- Exercise requirements: Reply with one number: how many lines contain the word "this".

- Stored data:
▼

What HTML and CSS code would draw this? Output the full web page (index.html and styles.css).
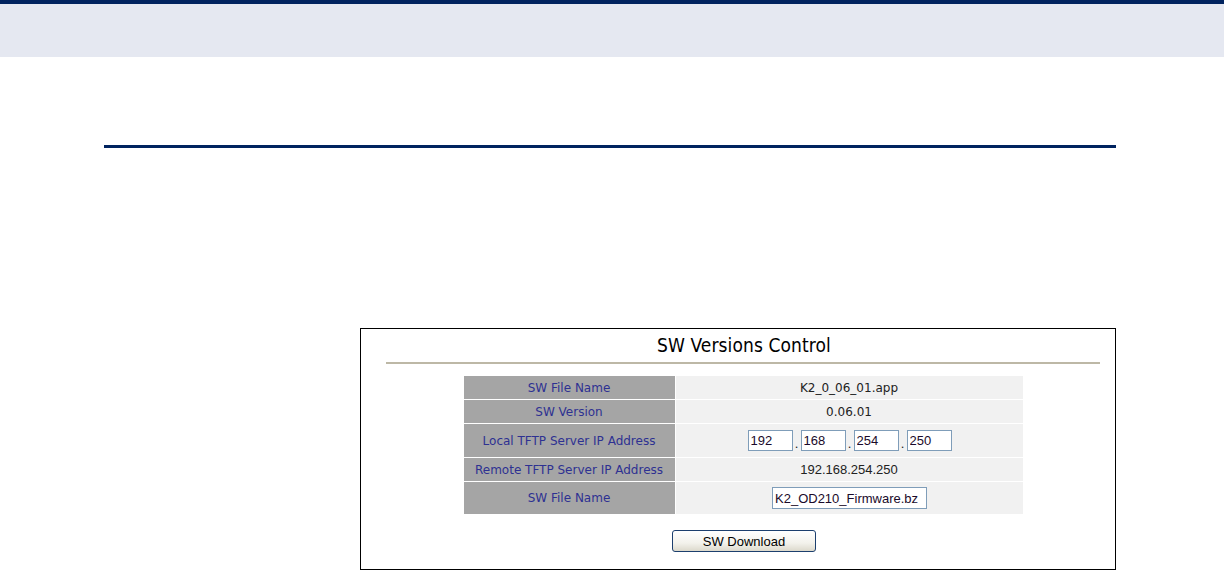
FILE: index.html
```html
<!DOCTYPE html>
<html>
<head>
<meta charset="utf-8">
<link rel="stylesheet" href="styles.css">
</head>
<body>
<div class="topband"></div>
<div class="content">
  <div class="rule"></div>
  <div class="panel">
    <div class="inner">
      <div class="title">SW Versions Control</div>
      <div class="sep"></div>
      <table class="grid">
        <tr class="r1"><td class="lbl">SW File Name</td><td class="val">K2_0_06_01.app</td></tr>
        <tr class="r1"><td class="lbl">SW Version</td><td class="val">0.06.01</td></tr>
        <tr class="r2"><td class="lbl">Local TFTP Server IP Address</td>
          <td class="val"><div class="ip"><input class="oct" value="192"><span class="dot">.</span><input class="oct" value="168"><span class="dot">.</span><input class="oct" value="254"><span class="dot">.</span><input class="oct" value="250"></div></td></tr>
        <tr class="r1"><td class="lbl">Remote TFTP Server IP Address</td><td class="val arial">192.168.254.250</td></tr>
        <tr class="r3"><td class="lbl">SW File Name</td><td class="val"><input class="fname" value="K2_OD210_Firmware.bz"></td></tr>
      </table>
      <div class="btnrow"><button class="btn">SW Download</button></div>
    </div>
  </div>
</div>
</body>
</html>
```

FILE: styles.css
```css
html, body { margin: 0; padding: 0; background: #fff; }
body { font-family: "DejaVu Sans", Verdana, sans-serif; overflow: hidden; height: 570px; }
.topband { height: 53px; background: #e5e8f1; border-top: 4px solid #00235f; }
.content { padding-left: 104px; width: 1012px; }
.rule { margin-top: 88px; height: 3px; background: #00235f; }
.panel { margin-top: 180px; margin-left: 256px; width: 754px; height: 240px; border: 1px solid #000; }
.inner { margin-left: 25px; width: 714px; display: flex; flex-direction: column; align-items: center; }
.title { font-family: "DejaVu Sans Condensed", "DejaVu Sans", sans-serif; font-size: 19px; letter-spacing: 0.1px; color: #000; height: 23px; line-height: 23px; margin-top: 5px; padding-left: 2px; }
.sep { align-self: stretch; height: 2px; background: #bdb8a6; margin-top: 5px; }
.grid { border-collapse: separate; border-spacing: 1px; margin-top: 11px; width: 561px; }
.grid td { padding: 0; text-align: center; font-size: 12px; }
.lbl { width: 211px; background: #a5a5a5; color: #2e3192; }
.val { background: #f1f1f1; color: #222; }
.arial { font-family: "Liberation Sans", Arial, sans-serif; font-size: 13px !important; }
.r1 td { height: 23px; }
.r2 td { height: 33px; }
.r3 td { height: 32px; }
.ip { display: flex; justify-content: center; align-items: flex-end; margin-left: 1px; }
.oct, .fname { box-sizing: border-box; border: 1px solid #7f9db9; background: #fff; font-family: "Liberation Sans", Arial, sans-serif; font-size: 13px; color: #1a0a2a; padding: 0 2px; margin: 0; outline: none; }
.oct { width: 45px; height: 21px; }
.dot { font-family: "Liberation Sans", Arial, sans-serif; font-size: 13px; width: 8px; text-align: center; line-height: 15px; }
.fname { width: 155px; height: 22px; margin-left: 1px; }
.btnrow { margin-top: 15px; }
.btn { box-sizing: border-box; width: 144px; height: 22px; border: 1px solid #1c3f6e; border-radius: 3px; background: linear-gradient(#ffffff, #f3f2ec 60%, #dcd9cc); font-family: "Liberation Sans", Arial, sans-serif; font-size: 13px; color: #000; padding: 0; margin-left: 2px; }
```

▲
▼

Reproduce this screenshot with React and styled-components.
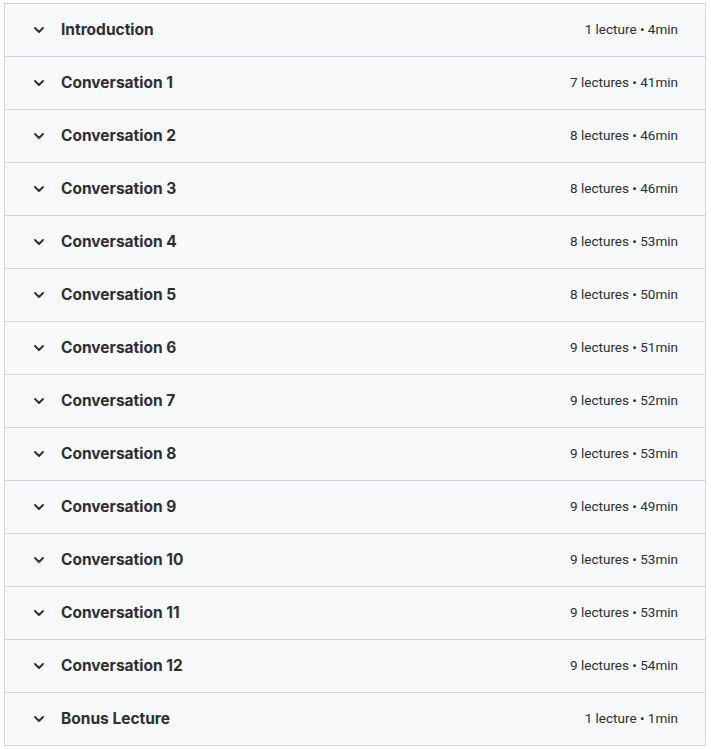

▲

- Answer for the task: 2